丈がコインロッカーからフルフェイスのヘルメットとグローブ、ウエストポーチを取り出し、オートバイの駐輪場に向かった。走りながらヘルメットを被り、手袋もし、ウエストポーチを腰に巻いた。今では懐かしいYAMAHAのRZ350に乗り、森川組、蒼一郎が居る事務所へ走り出した。
〝時間通りよ、事故らないでね〟
レイは丈にいった。あっという間に、事務所に着いた。バイクを止めるとヘルメットを脱ぎ、黒いマスク、黒いスキー帽をかぶって、また、ポーチから全長一五センチで、太さが直径二センチのチタン製の二本の棒を取り出して両手で持った。
丈は事務所があるビルの出入り口へ走り出し、そのまま階段で三階まで駆け上がった。そこは組長室のあるフロアで、組長室のドアの前には若い組員が居た。
「なんだてめぇ」
真っ黒のスーツに、真っ黒のワイシャツとネクタイ姿の一人の組員が叫んだ。
「どこだと思ってんだワレェ」
ダークグレーのスーツに黒いワイシャツ、ワインレッドのネクタイを締めたもう一人の組員も声を張った。丈は躊躇なく黒尽くめの組員の首、第三頸椎横突起めがけ、逆手で持ったチタン棒を突き刺すように当てた。しかし、その組員は、両手で丈を押さえようとしたが、手が上がらず動けなくなってた。
次にワインレッドのネクタイの組員は、両手を向けて捕まえようとしたが、丈は右脚を外側に半歩ステップし、その組員がその動きに合わせて、身体を向けてくると、素早くその組員の右腕の下へ左脚を出し、潜り抜け、背中へ回り込んだ。同時に右手で持つチタン棒は、その組員の首、第三頸椎横突起へ、左手のチタン棒は第六頸椎横突起へ鋭く突き当てた。
すると、ワインレッドのネクタイの組員は全身が脱力するように、膝を着き、身体が前に倒れて行った。この二人は、脊髄震盪、もしくは、脊髄部分断裂を負い、運動麻痺で動けなくなった。秒で倒した。
組長室のドアを開けた。組長と蒼一郎がこちら向きのソファーに座っており、センターテーブルを挟んで胡散臭いチンピラが座ってた。
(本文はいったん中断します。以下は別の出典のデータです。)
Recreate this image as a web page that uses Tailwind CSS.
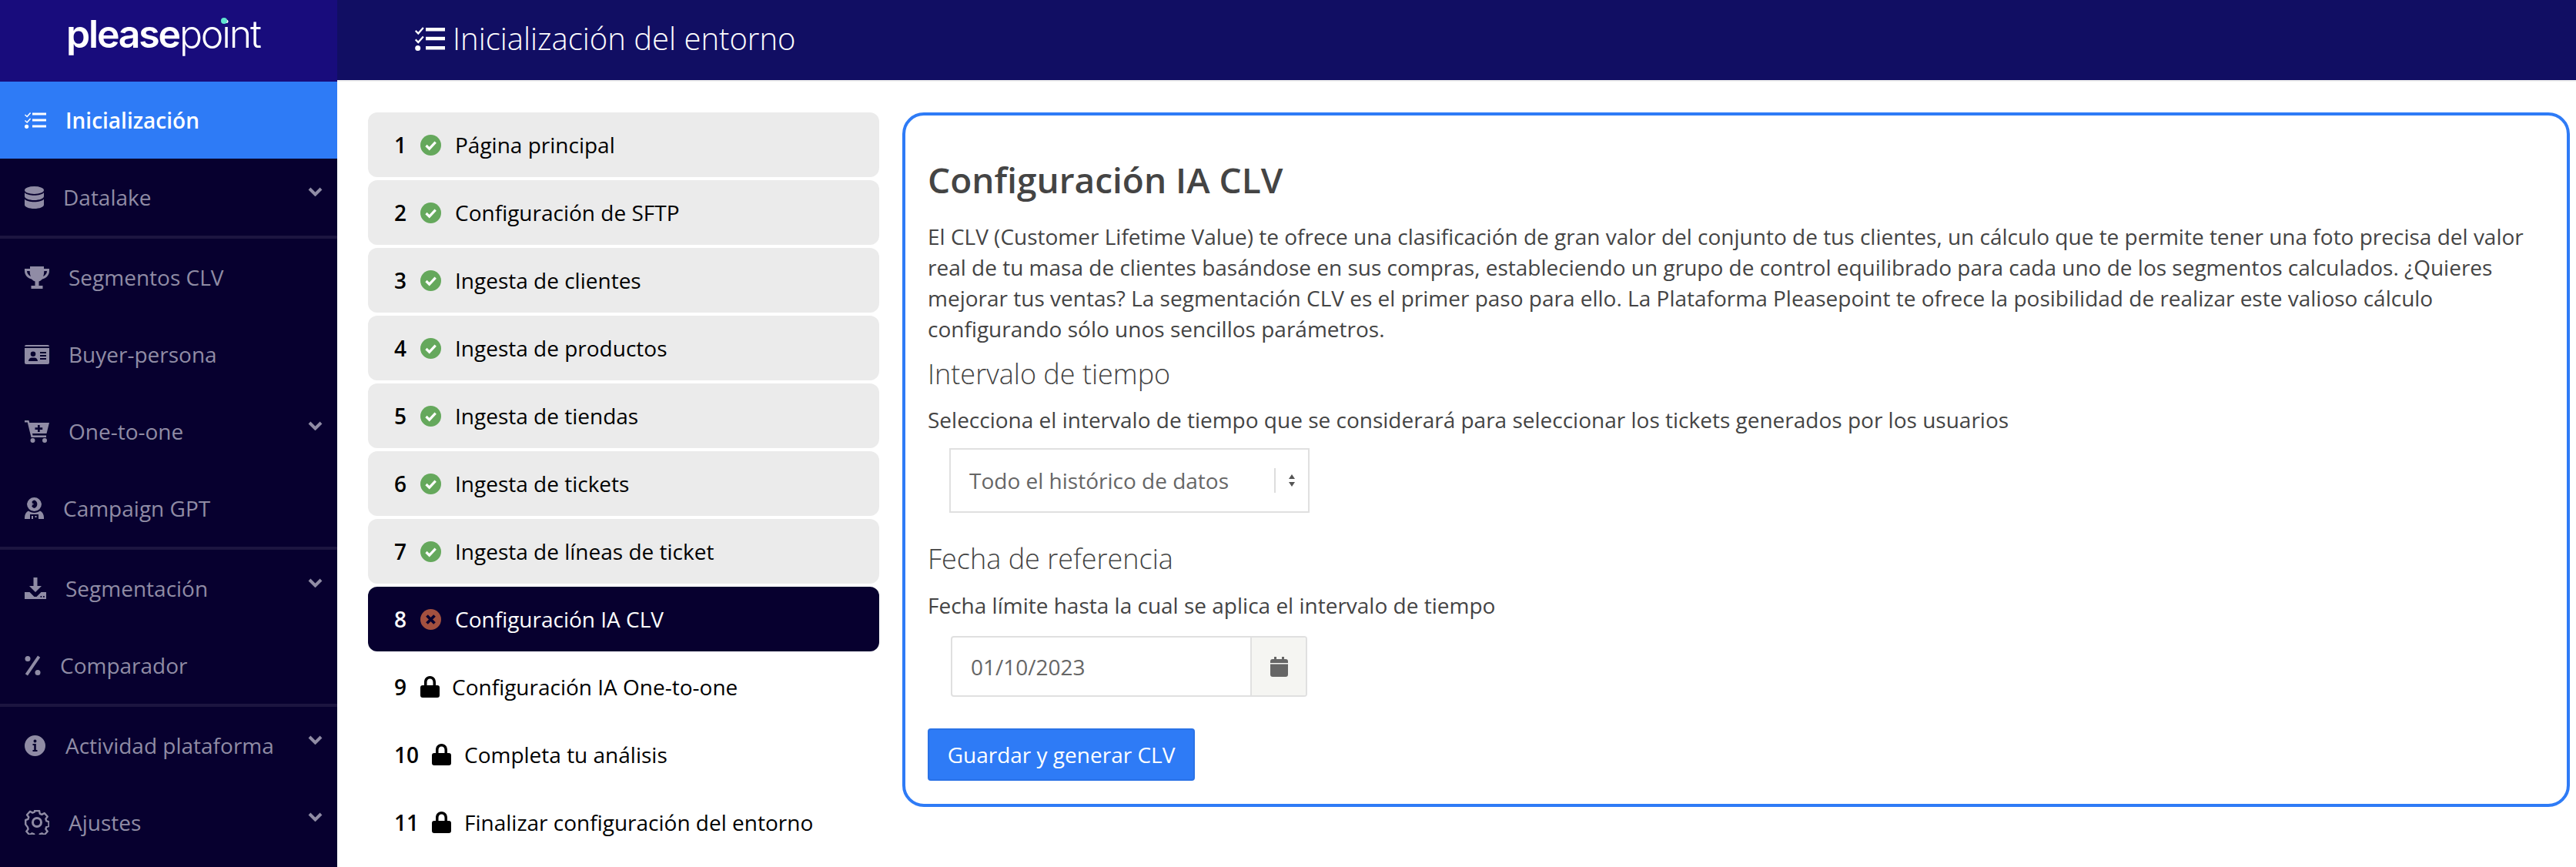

そのテーブルの上には、二つのジェラルミンケースがあり、一つは現金が、もう一つには、白い粉が入った沢山のビニール袋が詰まってた。蒼一郎がスーツの中、左胸に無言で手を入れた。丈は瞬時に右手のチタン棒を蒼一郎の眉間を狙い投げた。左手のチタン棒は組長の眉間へ。この二人は泡を吹き失神した。
蒼一郎達の向かい側に座ってるチンピラへは、右足の爪先で後頭部を蹴り、その勢いで身体を左へねじりながら回転させ、左踵で、組長の向かい側のチンピラの後頭部を蹴った。この二人は、即、失神した。ここも秒で仕留めた。
事務所に着き、三分も立たない内に六人のヤクザを仕留めた。息切れさえしない間に。パトカーのサイレンが聞こえてきた。丈は、窓から飛び降りバイクを隠した場所へ走り去った。
二〇台近くのパトカーが森川組のビルを囲んだ。プロテクターに盾、警棒を持った制服姿の警官が一〇人程、ビルに駆け込み、その後から私服の警察官が一〇人程入って行った。しかしながら、中は既に静まり返っており、一〇分くらい経った後、救急車が六台、次々とやって来た。中に居た蒼一郎を含め六人のヤクザ達は、首を固定され担架で救急車へ運ばれた。
そこまで確認し、バイクのエンジンをかけようとしたらスマホがバイブした。益田刑事からの着信だった。その六人は、怪我をしてて救急搬送されたものの、麻薬取締法違反で現行犯逮捕したと連絡があった。
「翔子ちゃん無事に刑事さんと会えたよ。これからそっちへ帰るね。」
睦基は翔子に電話でそういった。